◆ DIRECTIONS FOR THIS TASK ◆
Would it be possible to write out each entry below exactly, without the pictures?

○ ○ ○ ○ ○

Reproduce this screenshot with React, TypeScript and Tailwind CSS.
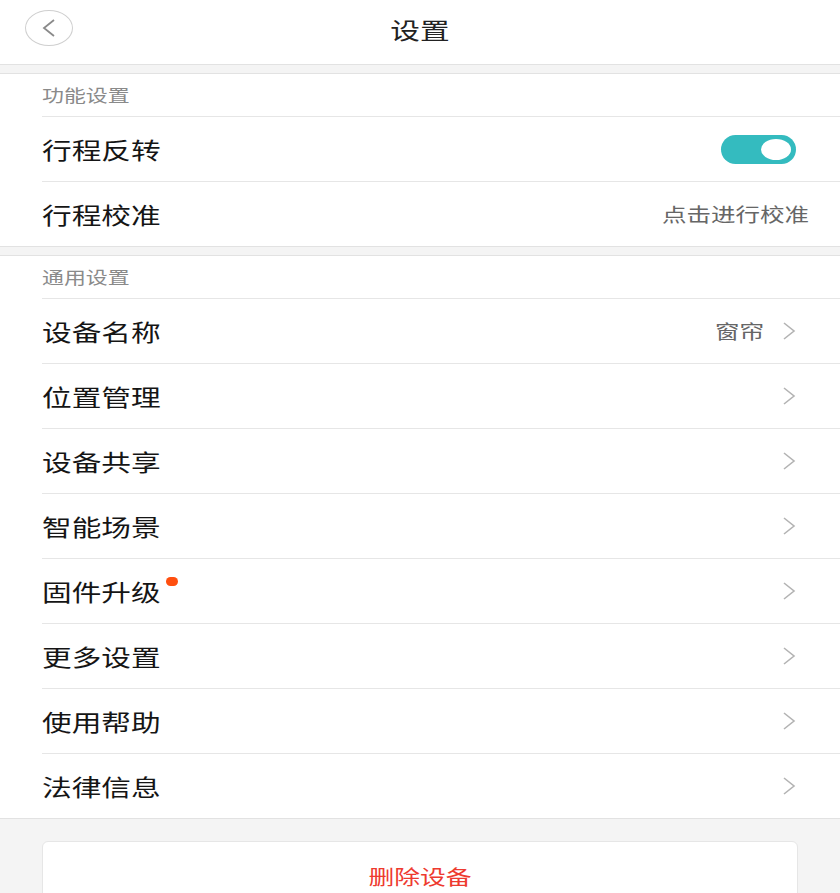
import React from "react";

const font = { fontFamily: '"Noto Sans CJK SC", "Noto Sans", sans-serif' };

function Wide({ children, className = "" }: { children: React.ReactNode; className?: string }) {
  return <span className={`inline-block scale-x-[1.29] ${className}`}>{children}</span>;
}

function Chevron() {
  return (
    <svg width="14" height="20" viewBox="0 0 14 20" className="shrink-0">
      <polyline points="2,2 12,10 2,18" fill="none" stroke="#b3b3b3" strokeWidth="1.6" />
    </svg>
  );
}

function Gap() {
  return <div className="h-[10px] bg-[#f4f4f4] border-y border-[#e2e2e2]" />;
}

function SectionTitle({ title }: { title: string }) {
  return (
    <div className="h-[42px] flex items-center pl-[42px] text-[17px] text-[#8a8a8a]">
      <Wide className="origin-left">{title}</Wide>
    </div>
  );
}

function Row({
  label,
  value,
  dot,
  last,
  children,
}: {
  label: string;
  value?: string;
  dot?: boolean;
  last?: boolean;
  children?: React.ReactNode;
}) {
  return (
    <div className={last ? "border-b border-[#e2e2e2]" : ""}>
      <div className="ml-[42px] h-[65px] flex items-center justify-between pr-[44px] border-t border-[#e6e6e6]">
        <div className="relative flex items-center">
          <Wide className="origin-left text-[23px] text-[#151515]">{label}</Wide>
          {dot && (
            <span className="absolute left-[124px] top-[3px] w-[12px] h-[9px] rounded-full bg-[#ff4f0f]" />
          )}
        </div>
        {children ?? (
          <div className="flex items-center gap-[18px]">
            {value && <Wide className="origin-right text-[19px] text-[#666]">{value}</Wide>}
            <Chevron />
          </div>
        )}
      </div>
    </div>
  );
}

export default function App() {
  const general = ["位置管理", "设备共享", "智能场景", "固件升级", "更多设置", "使用帮助"];
  return (
    <div className="w-[840px] h-[893px] overflow-hidden bg-[#f4f4f4]" style={font}>
      <header className="h-[64px] bg-white relative flex items-center justify-center">
        <button className="absolute left-[25px] top-[10px] w-[48px] h-[36px] rounded-[50%] border border-[#cfcfcf] flex items-center justify-center">
          <svg width="16" height="20" viewBox="0 0 16 20">
            <polyline points="13,2 3,10 13,18" fill="none" stroke="#8a8a8a" strokeWidth="1.8" />
          </svg>
        </button>
        <Wide className="origin-center text-[23px] text-[#222] mb-[6px]">设置</Wide>
      </header>
      <Gap />
      <section className="bg-white">
        <SectionTitle title="功能设置" />
        <Row label="行程反转">
          <div className="w-[75px] h-[29px] rounded-full bg-[#34bbbf] flex items-center justify-end pr-[5px]">
            <span className="w-[30px] h-[21px] rounded-[50%] bg-white" />
          </div>
        </Row>
        <Row label="行程校准">
          <Wide className="origin-right text-[19px] text-[#666] mr-[-13px]">点击进行校准</Wide>
        </Row>
      </section>
      <Gap />
      <section className="bg-white">
        <SectionTitle title="通用设置" />
        <Row label="设备名称" value="窗帘" />
        {general.map((g) => (
          <Row key={g} label={g} dot={g === "固件升级"} />
        ))}
        <Row label="法律信息" last />
      </section>
      <div className="px-[42px] pt-[22px]">
        <div className="h-[70px] bg-white rounded-[6px] border border-[#e6e6e6] flex items-start justify-center pt-[21px]">
          <Wide className="origin-center text-[20px] leading-[28px] text-[#ee3a2f]">删除设备</Wide>
        </div>
      </div>
    </div>
  );
}
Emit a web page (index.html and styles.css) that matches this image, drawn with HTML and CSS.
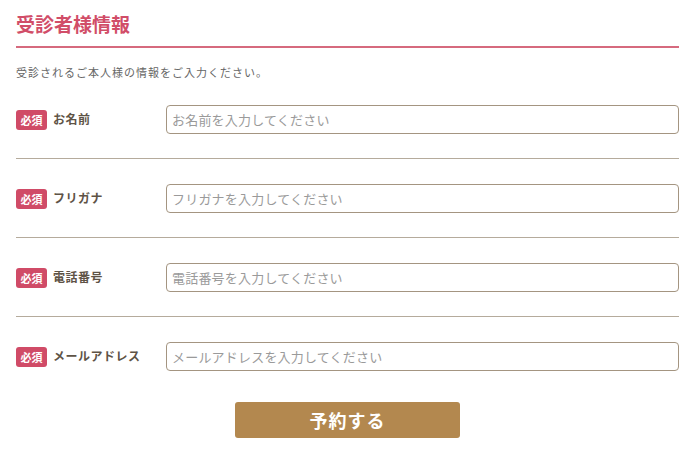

○ ○ ○ ○ ○

◆ OUTPUT ◆
Reproduce this screenshot with React, TypeScript and Tailwind CSS.
import React from "react";

const font = { fontFamily: '"Noto Sans CJK SC", "Noto Sans", sans-serif' };

function Wide({ children, className = "" }: { children: React.ReactNode; className?: string }) {
  return <span className={`inline-block scale-x-[1.29] ${className}`}>{children}</span>;
}

function Chevron() {
  return (
    <svg width="14" height="20" viewBox="0 0 14 20" className="shrink-0">
      <polyline points="2,2 12,10 2,18" fill="none" stroke="#b3b3b3" strokeWidth="1.6" />
    </svg>
  );
}

function Gap() {
  return <div className="h-[10px] bg-[#f4f4f4] border-y border-[#e2e2e2]" />;
}

function SectionTitle({ title }: { title: string }) {
  return (
    <div className="h-[42px] flex items-center pl-[42px] text-[17px] text-[#8a8a8a]">
      <Wide className="origin-left">{title}</Wide>
    </div>
  );
}

function Row({
  label,
  value,
  dot,
  last,
  children,
}: {
  label: string;
  value?: string;
  dot?: boolean;
  last?: boolean;
  children?: React.ReactNode;
}) {
  return (
    <div className={last ? "border-b border-[#e2e2e2]" : ""}>
      <div className="ml-[42px] h-[65px] flex items-center justify-between pr-[44px] border-t border-[#e6e6e6]">
        <div className="relative flex items-center">
          <Wide className="origin-left text-[23px] text-[#151515]">{label}</Wide>
          {dot && (
            <span className="absolute left-[124px] top-[3px] w-[12px] h-[9px] rounded-full bg-[#ff4f0f]" />
          )}
        </div>
        {children ?? (
          <div className="flex items-center gap-[18px]">
            {value && <Wide className="origin-right text-[19px] text-[#666]">{value}</Wide>}
            <Chevron />
          </div>
        )}
      </div>
    </div>
  );
}

export default function App() {
  const general = ["位置管理", "设备共享", "智能场景", "固件升级", "更多设置", "使用帮助"];
  return (
    <div className="w-[840px] h-[893px] overflow-hidden bg-[#f4f4f4]" style={font}>
      <header className="h-[64px] bg-white relative flex items-center justify-center">
        <button className="absolute left-[25px] top-[10px] w-[48px] h-[36px] rounded-[50%] border border-[#cfcfcf] flex items-center justify-center">
          <svg width="16" height="20" viewBox="0 0 16 20">
            <polyline points="13,2 3,10 13,18" fill="none" stroke="#8a8a8a" strokeWidth="1.8" />
          </svg>
        </button>
        <Wide className="origin-center text-[23px] text-[#222] mb-[6px]">设置</Wide>
      </header>
      <Gap />
      <section className="bg-white">
        <SectionTitle title="功能设置" />
        <Row label="行程反转">
          <div className="w-[75px] h-[29px] rounded-full bg-[#34bbbf] flex items-center justify-end pr-[5px]">
            <span className="w-[30px] h-[21px] rounded-[50%] bg-white" />
          </div>
        </Row>
        <Row label="行程校准">
          <Wide className="origin-right text-[19px] text-[#666] mr-[-13px]">点击进行校准</Wide>
        </Row>
      </section>
      <Gap />
      <section className="bg-white">
        <SectionTitle title="通用设置" />
        <Row label="设备名称" value="窗帘" />
        {general.map((g) => (
          <Row key={g} label={g} dot={g === "固件升级"} />
        ))}
        <Row label="法律信息" last />
      </section>
      <div className="px-[42px] pt-[22px]">
        <div className="h-[70px] bg-white rounded-[6px] border border-[#e6e6e6] flex items-start justify-center pt-[21px]">
          <Wide className="origin-center text-[20px] leading-[28px] text-[#ee3a2f]">删除设备</Wide>
        </div>
      </div>
    </div>
  );
}
Emit a web page (index.html and styles.css) that matches this image, drawn with HTML and CSS.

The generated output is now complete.